▶ _Short problem_
Scan the lines and state how many carry "styles". Leave out everything but the number.

▶ _Information shown_
▼

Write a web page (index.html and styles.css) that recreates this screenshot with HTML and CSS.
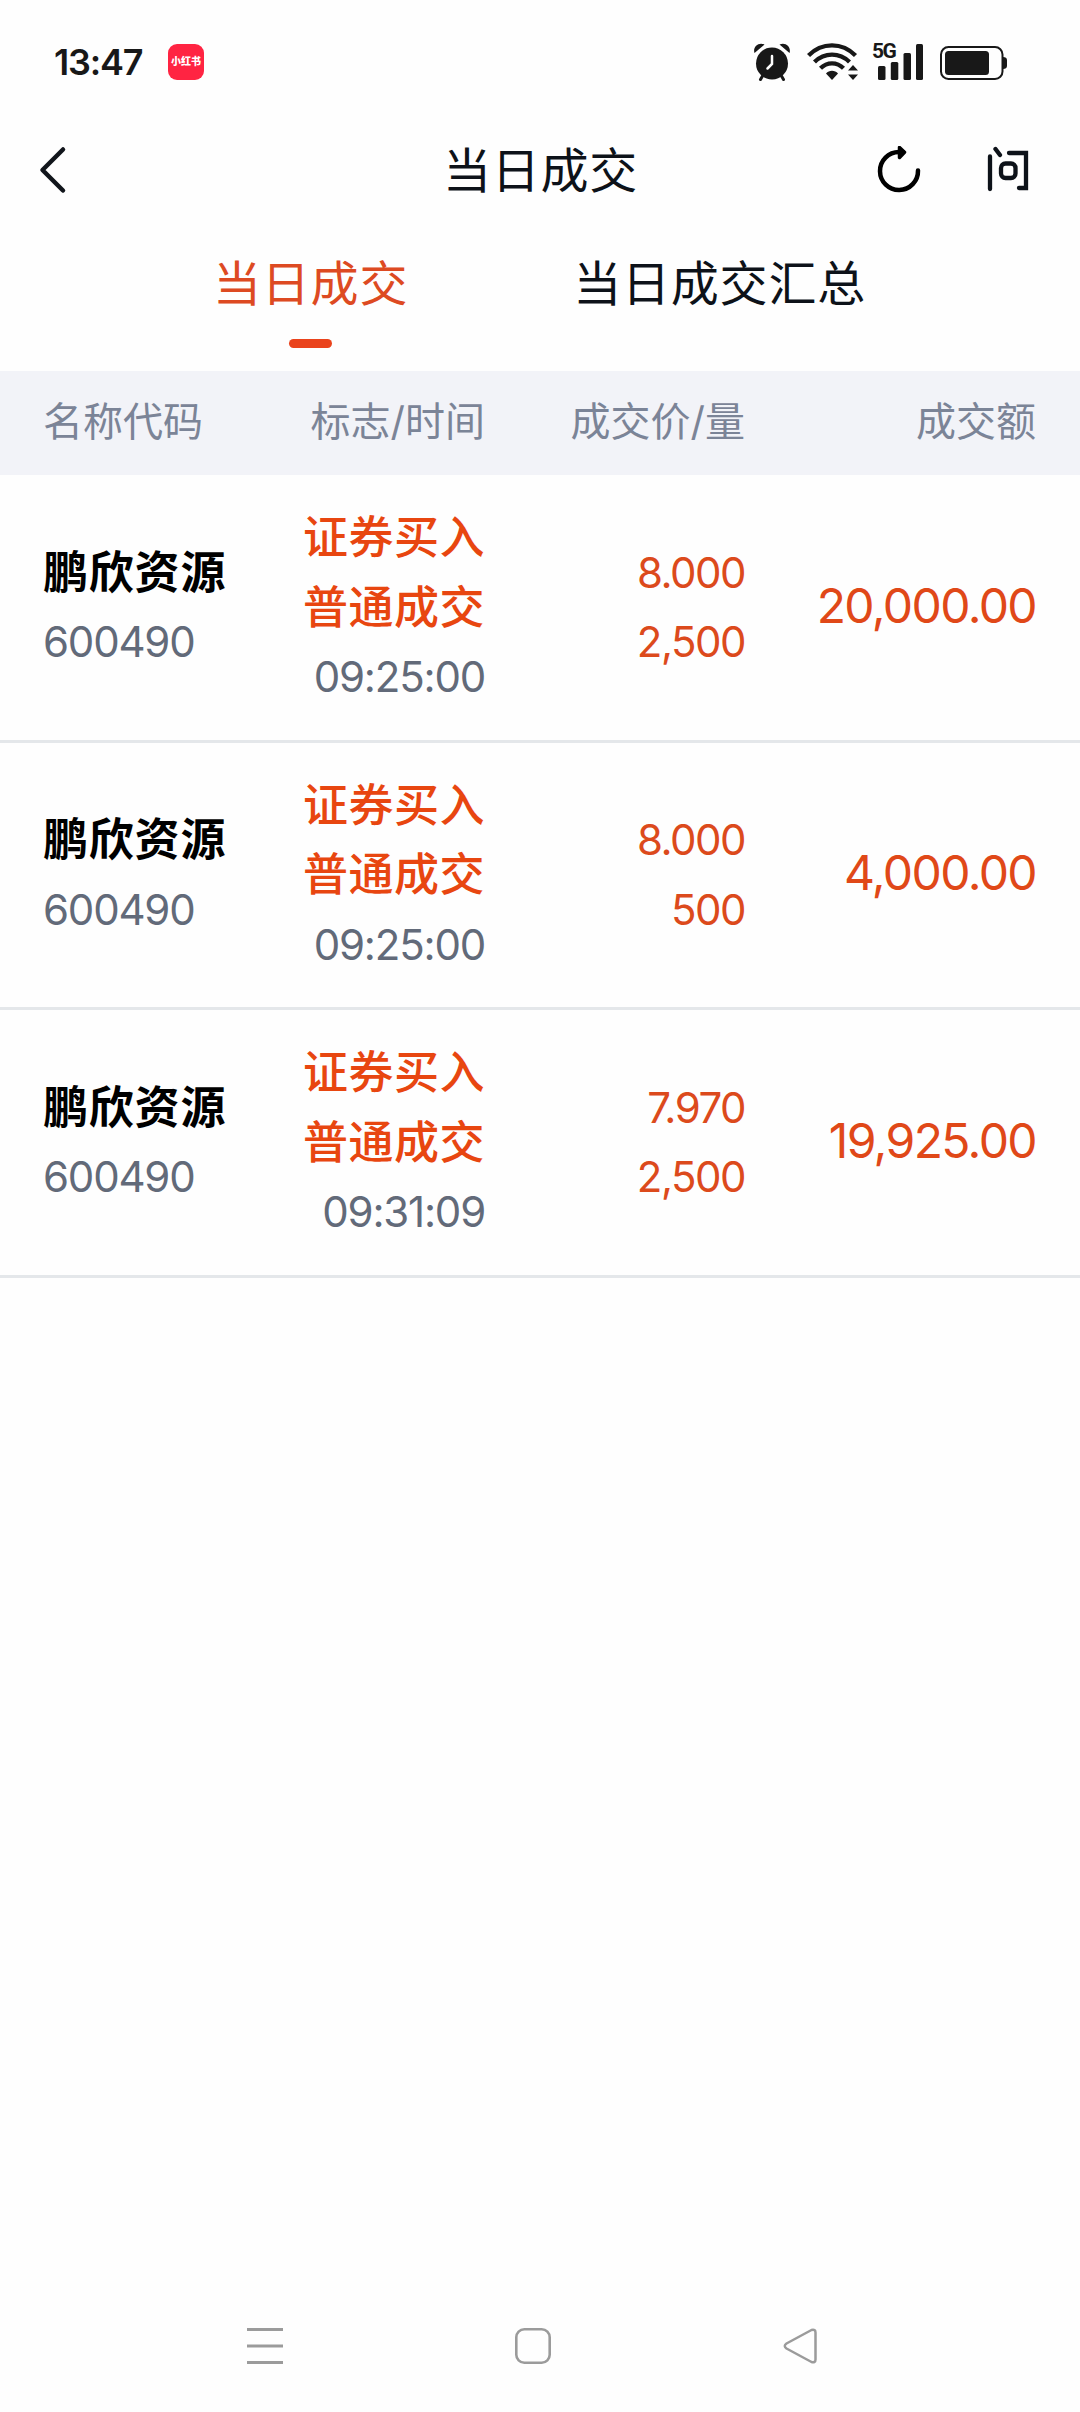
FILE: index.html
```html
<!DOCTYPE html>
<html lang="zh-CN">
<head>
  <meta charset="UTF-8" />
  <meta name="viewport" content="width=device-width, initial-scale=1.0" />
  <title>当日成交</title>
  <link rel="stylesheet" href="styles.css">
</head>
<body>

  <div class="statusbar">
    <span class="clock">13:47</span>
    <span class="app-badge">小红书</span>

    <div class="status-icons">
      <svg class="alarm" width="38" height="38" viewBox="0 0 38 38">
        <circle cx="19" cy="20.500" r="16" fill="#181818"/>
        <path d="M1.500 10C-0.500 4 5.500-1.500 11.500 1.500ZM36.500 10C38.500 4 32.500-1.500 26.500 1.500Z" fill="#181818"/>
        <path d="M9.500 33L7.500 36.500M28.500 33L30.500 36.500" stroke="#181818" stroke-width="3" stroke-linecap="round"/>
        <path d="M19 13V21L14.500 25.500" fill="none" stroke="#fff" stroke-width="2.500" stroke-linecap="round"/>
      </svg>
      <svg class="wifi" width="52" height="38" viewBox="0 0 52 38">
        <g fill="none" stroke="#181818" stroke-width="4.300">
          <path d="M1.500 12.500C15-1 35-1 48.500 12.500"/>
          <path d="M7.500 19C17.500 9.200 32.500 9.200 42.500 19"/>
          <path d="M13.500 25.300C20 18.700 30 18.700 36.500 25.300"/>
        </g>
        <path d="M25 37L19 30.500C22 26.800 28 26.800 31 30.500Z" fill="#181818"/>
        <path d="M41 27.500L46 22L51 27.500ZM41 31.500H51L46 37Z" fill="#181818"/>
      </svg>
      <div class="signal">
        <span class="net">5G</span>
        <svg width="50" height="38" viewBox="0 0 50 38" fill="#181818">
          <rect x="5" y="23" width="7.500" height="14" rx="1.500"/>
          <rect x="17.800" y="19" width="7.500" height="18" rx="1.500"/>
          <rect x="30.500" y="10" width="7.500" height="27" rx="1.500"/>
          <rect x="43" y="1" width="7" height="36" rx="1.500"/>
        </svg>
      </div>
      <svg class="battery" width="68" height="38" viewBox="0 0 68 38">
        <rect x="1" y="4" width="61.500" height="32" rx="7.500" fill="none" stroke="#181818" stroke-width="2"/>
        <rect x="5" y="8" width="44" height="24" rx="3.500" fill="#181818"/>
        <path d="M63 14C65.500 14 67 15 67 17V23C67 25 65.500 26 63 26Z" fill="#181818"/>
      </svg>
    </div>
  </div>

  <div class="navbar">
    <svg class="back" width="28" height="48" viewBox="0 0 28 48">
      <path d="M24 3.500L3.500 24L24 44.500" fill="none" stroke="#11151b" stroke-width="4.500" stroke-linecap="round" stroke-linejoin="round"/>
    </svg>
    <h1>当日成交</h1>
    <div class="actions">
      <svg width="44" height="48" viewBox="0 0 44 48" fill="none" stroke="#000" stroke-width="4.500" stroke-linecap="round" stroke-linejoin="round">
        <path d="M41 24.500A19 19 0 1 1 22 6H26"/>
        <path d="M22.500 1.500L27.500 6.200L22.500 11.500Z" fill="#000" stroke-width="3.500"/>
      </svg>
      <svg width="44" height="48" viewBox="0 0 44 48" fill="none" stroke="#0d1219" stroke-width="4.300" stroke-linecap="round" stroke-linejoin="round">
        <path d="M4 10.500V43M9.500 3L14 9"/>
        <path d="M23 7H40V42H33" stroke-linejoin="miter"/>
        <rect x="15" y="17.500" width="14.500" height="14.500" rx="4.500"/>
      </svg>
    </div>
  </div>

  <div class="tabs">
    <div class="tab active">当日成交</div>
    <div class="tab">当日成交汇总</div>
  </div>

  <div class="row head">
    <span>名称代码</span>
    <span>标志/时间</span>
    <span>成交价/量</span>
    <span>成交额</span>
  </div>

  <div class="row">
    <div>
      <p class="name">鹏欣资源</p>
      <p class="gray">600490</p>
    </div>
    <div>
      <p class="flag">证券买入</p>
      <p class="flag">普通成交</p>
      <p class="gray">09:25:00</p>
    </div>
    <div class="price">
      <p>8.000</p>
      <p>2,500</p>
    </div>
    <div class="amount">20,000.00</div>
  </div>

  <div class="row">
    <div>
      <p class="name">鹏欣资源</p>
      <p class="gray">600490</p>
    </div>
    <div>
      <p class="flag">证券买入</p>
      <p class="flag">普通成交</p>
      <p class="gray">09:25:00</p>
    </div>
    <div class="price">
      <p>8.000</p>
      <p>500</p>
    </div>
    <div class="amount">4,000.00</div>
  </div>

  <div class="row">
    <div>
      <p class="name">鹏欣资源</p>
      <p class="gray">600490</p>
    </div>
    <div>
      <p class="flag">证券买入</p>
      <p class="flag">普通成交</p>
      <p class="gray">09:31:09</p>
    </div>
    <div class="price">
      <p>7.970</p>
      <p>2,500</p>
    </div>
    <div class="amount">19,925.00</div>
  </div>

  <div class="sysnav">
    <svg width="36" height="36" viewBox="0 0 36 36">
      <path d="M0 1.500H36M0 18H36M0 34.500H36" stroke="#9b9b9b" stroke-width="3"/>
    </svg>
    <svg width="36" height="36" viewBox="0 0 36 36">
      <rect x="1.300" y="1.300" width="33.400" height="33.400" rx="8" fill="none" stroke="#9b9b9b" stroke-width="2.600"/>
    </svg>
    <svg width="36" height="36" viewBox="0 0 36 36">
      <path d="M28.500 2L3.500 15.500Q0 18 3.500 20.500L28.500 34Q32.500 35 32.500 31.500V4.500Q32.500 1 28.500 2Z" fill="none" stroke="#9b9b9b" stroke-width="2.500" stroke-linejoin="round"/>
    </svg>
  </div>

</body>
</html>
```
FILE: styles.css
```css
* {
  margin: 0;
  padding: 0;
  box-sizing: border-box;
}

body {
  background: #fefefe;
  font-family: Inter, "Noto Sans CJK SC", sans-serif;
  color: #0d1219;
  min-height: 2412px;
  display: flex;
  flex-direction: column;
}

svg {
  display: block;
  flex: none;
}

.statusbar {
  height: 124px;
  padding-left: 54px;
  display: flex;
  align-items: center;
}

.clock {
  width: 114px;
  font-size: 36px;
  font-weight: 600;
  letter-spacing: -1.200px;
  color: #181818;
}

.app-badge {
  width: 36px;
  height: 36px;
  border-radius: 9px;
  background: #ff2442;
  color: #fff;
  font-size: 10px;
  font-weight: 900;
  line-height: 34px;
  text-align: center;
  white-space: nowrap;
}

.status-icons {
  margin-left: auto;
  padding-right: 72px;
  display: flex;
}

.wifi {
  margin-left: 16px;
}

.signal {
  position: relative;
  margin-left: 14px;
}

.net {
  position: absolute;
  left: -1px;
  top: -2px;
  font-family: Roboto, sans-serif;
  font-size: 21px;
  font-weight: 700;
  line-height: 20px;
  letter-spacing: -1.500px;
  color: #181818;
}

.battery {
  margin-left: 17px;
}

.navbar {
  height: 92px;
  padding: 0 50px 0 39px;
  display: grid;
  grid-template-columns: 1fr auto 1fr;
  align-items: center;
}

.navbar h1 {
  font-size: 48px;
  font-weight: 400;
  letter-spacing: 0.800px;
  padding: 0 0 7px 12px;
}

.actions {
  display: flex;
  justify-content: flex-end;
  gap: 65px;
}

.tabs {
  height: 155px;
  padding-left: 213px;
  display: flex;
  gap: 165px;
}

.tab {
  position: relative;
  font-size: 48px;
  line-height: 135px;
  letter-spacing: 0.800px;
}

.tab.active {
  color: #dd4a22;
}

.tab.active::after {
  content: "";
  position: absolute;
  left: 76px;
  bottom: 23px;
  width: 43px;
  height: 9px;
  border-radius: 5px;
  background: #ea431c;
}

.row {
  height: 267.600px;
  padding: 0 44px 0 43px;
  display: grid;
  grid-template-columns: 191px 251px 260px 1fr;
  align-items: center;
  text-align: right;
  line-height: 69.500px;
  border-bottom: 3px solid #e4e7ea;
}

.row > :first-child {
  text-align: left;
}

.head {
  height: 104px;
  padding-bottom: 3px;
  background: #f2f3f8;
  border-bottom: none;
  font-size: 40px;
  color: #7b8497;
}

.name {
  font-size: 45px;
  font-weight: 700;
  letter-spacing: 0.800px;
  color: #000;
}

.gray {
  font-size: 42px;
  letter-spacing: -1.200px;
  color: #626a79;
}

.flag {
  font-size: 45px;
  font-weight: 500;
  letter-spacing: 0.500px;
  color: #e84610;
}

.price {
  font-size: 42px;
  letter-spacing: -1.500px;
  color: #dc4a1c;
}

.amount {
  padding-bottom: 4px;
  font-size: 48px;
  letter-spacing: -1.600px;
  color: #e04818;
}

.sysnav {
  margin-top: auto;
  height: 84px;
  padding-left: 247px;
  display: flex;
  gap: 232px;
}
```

▲
▼

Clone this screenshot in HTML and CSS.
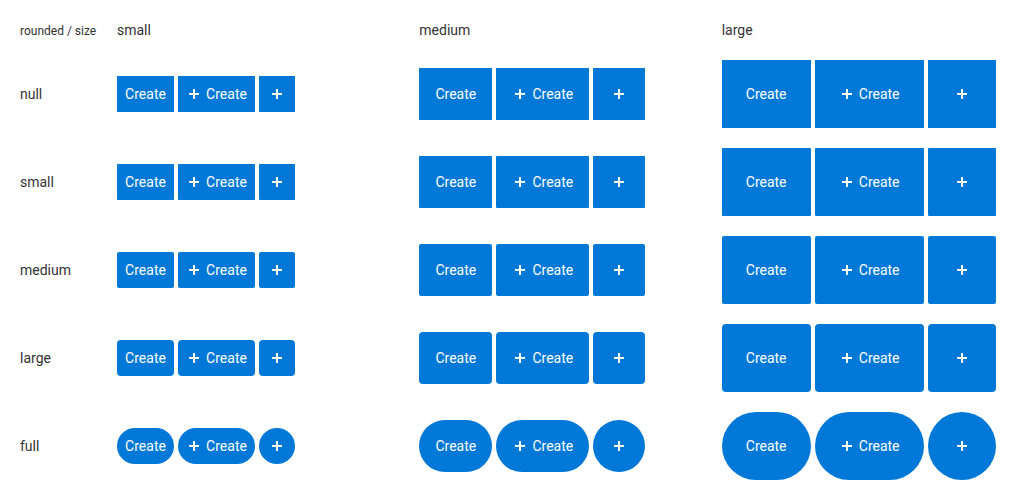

▲

▶ _Output of the exercise_
3